[Interface markup and scripts]
Begin
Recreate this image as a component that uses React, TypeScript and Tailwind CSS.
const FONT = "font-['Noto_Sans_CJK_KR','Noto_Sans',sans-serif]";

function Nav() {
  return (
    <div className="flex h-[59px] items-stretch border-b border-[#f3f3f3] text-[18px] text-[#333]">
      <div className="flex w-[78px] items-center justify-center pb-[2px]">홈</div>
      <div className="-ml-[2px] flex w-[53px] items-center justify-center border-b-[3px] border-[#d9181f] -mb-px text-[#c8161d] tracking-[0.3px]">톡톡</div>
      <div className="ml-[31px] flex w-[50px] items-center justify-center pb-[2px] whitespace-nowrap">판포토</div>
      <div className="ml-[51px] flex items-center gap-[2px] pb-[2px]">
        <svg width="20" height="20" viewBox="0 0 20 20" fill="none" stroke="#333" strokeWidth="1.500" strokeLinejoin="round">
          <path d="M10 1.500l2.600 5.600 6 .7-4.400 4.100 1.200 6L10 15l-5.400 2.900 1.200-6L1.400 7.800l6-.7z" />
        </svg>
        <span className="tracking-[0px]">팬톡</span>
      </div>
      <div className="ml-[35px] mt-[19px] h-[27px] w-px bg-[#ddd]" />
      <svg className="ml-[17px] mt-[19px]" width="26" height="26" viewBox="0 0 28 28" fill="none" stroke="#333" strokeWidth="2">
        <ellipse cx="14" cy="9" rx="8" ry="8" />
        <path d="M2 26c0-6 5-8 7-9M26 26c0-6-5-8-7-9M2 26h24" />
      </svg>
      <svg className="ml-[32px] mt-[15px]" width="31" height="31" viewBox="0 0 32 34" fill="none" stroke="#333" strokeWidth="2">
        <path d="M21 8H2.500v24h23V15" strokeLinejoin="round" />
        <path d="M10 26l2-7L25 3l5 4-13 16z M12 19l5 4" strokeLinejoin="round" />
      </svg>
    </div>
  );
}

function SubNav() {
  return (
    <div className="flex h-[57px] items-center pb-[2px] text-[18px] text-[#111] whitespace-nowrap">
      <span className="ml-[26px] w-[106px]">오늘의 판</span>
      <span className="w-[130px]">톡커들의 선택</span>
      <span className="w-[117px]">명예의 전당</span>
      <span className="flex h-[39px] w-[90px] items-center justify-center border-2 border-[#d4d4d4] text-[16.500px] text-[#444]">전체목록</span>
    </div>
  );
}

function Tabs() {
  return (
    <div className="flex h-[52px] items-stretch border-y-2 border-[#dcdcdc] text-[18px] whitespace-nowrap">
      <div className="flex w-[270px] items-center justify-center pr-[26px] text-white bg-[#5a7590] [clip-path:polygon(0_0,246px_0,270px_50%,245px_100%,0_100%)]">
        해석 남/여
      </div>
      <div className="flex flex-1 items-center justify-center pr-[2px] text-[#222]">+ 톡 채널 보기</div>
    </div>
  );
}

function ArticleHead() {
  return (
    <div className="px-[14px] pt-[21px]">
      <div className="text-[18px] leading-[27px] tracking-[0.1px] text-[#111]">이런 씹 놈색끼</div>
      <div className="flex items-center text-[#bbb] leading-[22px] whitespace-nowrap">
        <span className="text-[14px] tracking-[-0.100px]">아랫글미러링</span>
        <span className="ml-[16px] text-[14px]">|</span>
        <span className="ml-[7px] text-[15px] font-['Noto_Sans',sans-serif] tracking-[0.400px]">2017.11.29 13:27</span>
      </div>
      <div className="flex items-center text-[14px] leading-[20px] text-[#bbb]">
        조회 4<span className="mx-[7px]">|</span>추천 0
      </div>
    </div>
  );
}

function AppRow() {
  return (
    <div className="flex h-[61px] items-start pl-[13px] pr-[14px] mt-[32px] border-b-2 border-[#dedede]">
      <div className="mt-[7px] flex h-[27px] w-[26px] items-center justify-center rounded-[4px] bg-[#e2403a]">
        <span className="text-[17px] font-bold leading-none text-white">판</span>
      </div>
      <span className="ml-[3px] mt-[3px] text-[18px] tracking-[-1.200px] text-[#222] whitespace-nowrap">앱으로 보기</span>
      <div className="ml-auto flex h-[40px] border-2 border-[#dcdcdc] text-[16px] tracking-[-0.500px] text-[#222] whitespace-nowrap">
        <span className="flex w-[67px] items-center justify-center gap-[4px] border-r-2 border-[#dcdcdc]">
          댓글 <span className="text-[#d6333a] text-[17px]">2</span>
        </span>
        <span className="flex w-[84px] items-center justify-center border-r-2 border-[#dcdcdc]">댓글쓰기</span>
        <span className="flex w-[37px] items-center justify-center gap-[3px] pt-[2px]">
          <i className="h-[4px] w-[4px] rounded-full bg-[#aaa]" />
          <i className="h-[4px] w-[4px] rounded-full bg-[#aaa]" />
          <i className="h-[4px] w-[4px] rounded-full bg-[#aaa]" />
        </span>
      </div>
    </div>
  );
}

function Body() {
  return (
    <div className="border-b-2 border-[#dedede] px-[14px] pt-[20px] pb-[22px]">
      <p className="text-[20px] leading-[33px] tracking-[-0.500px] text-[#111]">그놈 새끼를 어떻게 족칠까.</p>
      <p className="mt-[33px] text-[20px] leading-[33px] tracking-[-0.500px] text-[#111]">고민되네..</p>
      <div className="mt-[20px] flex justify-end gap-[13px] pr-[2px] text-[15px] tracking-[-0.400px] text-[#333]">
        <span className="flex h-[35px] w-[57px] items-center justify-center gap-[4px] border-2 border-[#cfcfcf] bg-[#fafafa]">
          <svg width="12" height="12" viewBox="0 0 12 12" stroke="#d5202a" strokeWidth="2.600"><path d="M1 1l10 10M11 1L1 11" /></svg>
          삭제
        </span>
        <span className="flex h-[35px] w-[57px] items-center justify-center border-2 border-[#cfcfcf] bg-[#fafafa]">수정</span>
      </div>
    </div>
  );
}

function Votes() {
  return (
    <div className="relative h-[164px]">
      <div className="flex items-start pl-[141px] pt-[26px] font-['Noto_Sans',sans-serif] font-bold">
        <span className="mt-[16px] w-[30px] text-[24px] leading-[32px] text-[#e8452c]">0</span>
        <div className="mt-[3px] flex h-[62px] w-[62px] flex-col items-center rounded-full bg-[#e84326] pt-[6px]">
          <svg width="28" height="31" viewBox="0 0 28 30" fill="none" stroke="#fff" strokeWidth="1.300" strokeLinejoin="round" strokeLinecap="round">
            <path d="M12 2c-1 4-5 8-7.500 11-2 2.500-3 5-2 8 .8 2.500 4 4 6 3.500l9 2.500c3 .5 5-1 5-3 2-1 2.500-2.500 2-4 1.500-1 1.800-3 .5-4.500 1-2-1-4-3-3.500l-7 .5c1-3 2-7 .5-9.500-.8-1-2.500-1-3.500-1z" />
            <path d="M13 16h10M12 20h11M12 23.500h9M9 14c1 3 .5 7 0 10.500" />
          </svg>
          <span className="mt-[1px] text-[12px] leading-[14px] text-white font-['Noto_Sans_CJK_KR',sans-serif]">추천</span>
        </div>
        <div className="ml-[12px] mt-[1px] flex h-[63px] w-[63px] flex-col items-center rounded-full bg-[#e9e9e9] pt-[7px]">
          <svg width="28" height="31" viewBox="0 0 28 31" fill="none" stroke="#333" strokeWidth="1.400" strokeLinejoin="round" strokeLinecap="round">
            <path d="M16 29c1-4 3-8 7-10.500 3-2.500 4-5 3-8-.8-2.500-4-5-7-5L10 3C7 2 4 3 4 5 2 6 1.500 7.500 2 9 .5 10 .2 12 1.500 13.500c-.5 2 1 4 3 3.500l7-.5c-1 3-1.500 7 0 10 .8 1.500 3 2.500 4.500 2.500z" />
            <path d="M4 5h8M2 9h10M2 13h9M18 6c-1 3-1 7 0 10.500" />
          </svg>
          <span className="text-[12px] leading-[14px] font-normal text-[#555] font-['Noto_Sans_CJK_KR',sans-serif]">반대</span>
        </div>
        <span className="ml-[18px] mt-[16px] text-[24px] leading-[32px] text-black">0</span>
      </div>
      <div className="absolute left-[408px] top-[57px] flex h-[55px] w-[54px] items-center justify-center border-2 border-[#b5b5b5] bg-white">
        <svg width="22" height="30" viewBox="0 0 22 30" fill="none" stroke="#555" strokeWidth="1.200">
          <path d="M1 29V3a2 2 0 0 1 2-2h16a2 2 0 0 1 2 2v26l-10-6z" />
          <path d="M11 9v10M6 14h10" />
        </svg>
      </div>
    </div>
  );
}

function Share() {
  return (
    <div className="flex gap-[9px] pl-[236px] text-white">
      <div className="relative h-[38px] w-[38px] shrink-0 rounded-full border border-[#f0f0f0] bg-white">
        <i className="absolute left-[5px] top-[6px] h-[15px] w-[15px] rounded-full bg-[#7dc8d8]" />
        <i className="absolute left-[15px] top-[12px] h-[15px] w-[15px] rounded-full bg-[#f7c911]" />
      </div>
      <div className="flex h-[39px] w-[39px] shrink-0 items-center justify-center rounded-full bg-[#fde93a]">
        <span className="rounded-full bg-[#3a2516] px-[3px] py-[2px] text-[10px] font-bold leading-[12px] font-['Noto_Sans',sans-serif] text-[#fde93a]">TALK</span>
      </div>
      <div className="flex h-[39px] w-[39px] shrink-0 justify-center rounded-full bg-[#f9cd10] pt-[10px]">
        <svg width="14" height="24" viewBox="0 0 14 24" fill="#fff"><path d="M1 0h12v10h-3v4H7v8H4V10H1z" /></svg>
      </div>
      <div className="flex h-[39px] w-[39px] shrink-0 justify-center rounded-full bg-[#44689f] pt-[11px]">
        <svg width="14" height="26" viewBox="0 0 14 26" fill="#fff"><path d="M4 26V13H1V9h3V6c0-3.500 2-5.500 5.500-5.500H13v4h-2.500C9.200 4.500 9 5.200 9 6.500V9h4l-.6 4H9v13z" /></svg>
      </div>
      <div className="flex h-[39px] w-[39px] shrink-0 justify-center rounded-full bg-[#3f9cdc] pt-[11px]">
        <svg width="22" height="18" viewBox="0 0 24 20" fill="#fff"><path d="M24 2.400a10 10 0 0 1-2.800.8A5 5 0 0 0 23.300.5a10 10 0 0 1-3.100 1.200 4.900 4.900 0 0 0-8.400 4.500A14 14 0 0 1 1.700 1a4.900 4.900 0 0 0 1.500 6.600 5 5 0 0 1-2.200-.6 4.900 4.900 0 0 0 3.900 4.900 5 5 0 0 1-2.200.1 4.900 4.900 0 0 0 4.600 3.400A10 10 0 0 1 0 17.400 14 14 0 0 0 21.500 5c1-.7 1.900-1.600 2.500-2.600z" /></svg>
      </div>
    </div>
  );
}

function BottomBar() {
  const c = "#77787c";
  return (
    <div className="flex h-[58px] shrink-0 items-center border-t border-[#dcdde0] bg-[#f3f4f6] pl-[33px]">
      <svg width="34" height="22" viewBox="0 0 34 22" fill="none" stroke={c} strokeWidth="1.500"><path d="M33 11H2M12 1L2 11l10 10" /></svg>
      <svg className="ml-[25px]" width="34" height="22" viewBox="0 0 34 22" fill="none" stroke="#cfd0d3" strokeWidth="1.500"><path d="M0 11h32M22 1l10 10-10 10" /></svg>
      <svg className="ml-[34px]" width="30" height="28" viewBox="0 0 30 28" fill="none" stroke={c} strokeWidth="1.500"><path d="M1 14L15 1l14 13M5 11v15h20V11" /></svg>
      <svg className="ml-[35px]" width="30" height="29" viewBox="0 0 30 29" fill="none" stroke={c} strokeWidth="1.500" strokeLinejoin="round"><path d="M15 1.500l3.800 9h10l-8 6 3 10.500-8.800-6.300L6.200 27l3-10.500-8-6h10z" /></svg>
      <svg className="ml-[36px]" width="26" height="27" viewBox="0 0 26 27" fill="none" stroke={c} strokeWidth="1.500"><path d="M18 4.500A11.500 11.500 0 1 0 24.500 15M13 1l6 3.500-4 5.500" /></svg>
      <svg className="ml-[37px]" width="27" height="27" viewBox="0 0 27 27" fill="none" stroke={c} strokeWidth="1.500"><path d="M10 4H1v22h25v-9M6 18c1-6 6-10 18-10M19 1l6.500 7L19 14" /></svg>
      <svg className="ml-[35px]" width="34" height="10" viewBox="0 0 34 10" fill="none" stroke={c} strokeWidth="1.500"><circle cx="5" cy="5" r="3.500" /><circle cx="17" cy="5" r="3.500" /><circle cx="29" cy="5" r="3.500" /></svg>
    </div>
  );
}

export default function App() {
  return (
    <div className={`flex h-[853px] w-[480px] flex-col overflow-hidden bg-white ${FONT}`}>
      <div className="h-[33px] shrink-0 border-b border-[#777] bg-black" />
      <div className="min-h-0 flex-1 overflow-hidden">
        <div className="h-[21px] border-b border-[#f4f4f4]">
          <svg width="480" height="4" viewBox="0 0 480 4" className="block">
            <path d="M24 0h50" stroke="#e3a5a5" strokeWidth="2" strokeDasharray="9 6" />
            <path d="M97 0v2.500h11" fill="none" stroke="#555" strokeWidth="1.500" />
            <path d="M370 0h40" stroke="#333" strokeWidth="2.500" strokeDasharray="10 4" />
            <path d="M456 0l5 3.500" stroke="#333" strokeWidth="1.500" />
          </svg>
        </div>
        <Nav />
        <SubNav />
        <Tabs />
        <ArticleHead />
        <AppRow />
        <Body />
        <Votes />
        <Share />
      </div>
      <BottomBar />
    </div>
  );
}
End
Begin
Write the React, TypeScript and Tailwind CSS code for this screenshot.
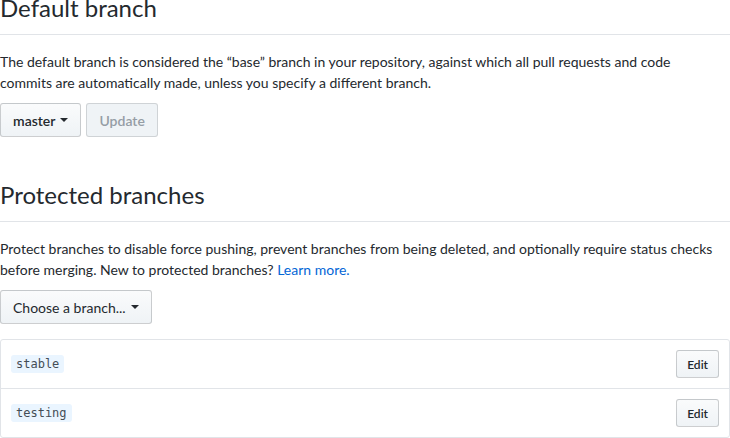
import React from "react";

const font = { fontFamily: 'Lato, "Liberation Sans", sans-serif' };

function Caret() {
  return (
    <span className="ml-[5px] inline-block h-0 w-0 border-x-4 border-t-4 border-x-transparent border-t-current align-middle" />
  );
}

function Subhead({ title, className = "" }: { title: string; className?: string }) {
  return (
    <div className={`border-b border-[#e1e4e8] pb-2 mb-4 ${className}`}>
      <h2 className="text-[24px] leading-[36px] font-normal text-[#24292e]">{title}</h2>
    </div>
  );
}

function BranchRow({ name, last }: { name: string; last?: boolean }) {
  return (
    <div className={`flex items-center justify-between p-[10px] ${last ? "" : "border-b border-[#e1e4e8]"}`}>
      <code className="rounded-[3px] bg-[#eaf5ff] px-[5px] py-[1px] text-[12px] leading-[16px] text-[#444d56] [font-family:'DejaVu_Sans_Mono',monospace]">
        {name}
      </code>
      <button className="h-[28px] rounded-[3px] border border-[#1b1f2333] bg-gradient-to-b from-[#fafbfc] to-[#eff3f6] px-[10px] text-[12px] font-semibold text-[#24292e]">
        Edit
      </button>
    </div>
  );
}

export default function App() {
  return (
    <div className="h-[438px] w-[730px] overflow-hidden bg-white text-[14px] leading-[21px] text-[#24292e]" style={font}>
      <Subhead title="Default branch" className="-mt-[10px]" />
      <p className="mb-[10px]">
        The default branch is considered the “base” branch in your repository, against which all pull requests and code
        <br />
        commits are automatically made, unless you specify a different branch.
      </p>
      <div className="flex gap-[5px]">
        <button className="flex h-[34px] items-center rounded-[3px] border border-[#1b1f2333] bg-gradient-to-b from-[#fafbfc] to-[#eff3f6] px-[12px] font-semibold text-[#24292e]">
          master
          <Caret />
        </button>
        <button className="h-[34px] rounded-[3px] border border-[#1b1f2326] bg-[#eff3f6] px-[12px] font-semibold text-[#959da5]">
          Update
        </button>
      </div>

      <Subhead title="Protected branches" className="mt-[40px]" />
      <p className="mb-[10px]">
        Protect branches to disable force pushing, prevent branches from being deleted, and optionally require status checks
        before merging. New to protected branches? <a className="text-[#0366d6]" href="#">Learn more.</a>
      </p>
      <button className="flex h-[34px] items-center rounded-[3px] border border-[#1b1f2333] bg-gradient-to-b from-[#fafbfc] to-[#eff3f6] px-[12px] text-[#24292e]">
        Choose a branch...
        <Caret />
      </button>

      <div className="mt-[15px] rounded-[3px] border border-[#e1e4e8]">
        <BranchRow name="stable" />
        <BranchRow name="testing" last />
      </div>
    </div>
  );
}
End
Look through the records and gather each line with the word "Tailwind".

Recreate this image as a component that uses React, TypeScript and Tailwind CSS.
Write the React, TypeScript and Tailwind CSS code for this screenshot.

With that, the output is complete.